== Input records

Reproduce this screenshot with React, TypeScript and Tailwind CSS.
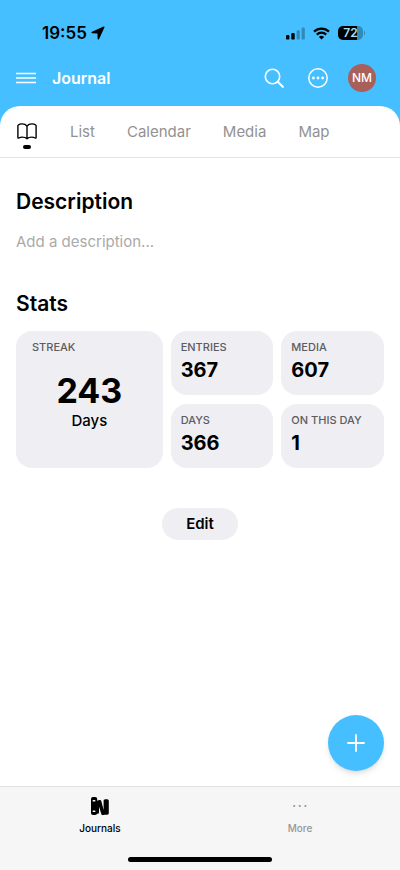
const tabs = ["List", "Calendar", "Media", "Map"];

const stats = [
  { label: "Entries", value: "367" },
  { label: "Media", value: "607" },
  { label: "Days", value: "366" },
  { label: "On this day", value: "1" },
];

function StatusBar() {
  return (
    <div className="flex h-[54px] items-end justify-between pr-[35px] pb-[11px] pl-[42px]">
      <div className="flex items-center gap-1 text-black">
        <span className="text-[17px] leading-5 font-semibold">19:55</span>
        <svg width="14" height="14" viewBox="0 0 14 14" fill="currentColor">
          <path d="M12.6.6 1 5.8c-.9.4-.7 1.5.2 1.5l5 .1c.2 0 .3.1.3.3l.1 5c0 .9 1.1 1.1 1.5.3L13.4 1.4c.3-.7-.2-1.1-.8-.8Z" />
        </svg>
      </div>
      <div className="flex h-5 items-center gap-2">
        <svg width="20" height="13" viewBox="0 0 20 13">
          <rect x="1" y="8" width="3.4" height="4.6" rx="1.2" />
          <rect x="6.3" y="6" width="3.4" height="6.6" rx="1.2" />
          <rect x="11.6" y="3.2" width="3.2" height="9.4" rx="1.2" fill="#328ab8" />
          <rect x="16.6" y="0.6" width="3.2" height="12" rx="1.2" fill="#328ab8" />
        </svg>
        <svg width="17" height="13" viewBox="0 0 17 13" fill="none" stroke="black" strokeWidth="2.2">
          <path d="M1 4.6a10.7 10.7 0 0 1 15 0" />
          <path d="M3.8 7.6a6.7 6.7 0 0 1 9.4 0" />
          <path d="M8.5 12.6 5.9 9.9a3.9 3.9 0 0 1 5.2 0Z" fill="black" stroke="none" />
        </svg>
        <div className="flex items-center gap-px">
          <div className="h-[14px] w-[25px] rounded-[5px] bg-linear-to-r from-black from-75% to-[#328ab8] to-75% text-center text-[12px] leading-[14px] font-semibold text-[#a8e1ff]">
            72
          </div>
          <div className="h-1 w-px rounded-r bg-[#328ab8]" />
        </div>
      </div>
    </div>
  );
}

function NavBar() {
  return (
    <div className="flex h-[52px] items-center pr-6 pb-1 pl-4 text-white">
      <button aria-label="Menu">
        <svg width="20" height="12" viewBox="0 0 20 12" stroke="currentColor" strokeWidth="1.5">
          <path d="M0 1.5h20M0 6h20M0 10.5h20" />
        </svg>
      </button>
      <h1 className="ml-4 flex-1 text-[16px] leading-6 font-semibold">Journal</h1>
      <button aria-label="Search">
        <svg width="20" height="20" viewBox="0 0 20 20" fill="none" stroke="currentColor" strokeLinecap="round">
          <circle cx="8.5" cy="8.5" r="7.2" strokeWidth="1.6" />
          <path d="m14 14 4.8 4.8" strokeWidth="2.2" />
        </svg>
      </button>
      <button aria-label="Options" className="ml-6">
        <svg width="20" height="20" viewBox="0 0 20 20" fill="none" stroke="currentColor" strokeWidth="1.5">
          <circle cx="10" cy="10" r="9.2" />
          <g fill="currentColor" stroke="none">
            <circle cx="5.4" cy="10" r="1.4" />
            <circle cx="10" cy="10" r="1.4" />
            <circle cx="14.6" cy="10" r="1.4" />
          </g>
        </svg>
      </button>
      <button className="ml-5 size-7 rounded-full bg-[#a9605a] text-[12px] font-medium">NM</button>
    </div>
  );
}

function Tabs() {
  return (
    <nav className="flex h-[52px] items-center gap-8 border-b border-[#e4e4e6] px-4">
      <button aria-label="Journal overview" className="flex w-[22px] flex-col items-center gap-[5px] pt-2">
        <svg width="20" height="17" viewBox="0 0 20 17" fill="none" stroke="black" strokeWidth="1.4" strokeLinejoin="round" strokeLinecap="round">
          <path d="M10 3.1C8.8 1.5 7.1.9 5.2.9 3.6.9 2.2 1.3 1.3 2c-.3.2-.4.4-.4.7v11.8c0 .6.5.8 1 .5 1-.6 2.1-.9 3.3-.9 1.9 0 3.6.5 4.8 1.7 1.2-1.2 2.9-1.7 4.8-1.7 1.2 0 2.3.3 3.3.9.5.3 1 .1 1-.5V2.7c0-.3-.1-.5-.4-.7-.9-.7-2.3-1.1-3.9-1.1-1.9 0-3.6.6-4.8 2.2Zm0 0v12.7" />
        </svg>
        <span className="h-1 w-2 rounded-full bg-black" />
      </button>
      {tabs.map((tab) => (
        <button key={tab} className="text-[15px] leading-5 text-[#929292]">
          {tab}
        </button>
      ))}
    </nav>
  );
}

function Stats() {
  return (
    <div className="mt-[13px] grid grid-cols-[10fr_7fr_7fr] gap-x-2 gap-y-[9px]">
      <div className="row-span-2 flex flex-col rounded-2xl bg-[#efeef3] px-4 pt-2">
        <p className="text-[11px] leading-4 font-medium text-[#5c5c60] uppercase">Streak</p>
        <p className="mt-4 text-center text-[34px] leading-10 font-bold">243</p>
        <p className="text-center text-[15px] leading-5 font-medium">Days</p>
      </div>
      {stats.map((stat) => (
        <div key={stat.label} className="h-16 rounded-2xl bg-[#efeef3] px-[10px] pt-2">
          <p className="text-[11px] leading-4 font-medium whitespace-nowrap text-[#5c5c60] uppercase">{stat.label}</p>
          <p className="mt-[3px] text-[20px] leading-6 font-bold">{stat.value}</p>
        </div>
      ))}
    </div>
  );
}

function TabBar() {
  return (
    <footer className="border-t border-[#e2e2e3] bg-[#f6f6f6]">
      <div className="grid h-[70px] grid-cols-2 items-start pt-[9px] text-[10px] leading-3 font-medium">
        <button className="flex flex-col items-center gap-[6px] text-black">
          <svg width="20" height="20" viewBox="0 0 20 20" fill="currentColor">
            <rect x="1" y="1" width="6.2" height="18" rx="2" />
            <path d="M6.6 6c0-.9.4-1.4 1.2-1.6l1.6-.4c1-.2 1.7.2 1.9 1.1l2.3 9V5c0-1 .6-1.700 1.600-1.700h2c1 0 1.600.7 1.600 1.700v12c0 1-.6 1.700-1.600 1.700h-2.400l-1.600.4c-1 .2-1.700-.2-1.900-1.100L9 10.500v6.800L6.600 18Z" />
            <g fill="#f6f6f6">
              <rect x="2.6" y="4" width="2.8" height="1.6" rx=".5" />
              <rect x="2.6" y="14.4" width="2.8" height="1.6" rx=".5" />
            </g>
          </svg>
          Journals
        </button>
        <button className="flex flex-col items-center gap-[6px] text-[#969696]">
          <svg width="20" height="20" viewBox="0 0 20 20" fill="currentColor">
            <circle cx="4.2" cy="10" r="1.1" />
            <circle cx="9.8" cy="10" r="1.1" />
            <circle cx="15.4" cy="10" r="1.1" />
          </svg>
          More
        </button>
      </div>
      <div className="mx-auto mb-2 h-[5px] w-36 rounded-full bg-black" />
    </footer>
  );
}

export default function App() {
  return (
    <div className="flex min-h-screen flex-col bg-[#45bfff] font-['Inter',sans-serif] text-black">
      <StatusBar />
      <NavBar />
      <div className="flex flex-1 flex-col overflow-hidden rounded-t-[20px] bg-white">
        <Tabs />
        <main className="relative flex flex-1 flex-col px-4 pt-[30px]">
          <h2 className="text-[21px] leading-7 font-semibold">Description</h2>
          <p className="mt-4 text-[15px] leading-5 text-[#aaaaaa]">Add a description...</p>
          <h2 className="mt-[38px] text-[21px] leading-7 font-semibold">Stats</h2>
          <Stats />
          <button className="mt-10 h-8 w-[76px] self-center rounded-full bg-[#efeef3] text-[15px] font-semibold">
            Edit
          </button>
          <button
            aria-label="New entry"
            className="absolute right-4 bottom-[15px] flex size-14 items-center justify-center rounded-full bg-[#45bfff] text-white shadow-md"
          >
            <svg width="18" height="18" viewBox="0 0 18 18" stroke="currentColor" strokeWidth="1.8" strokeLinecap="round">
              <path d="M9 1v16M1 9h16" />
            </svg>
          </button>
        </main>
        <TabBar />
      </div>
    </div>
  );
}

====
== Input records

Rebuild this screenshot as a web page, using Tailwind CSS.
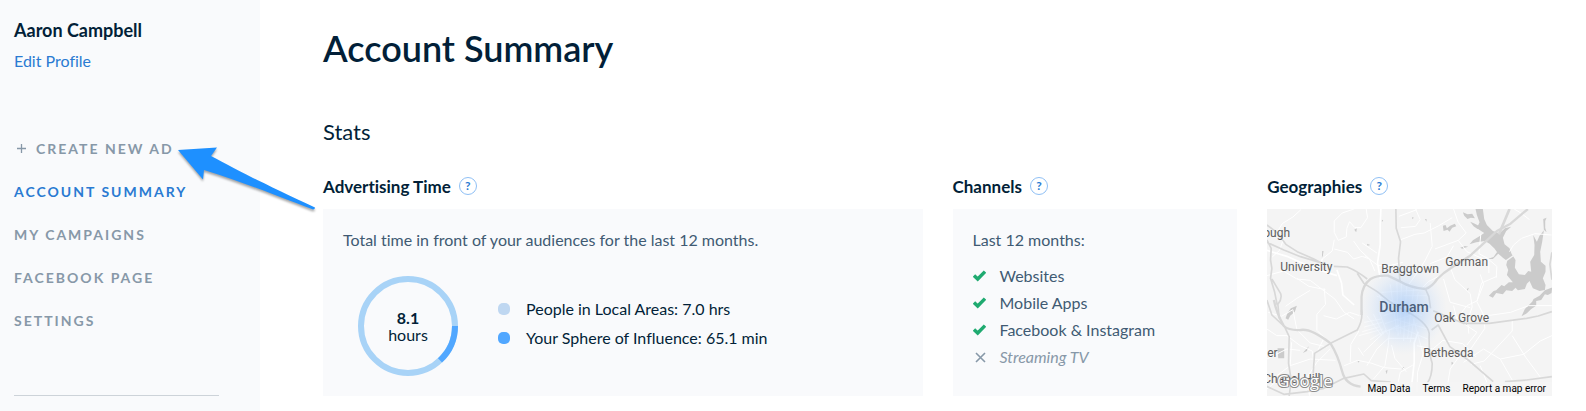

====

#### [What to do]
Where a line in the entries holds the word "Tailwind", copy that line.

#### [Task answer]
Reproduce this screenshot with React, TypeScript and Tailwind CSS.
Rebuild this screenshot as a web page, using Tailwind CSS.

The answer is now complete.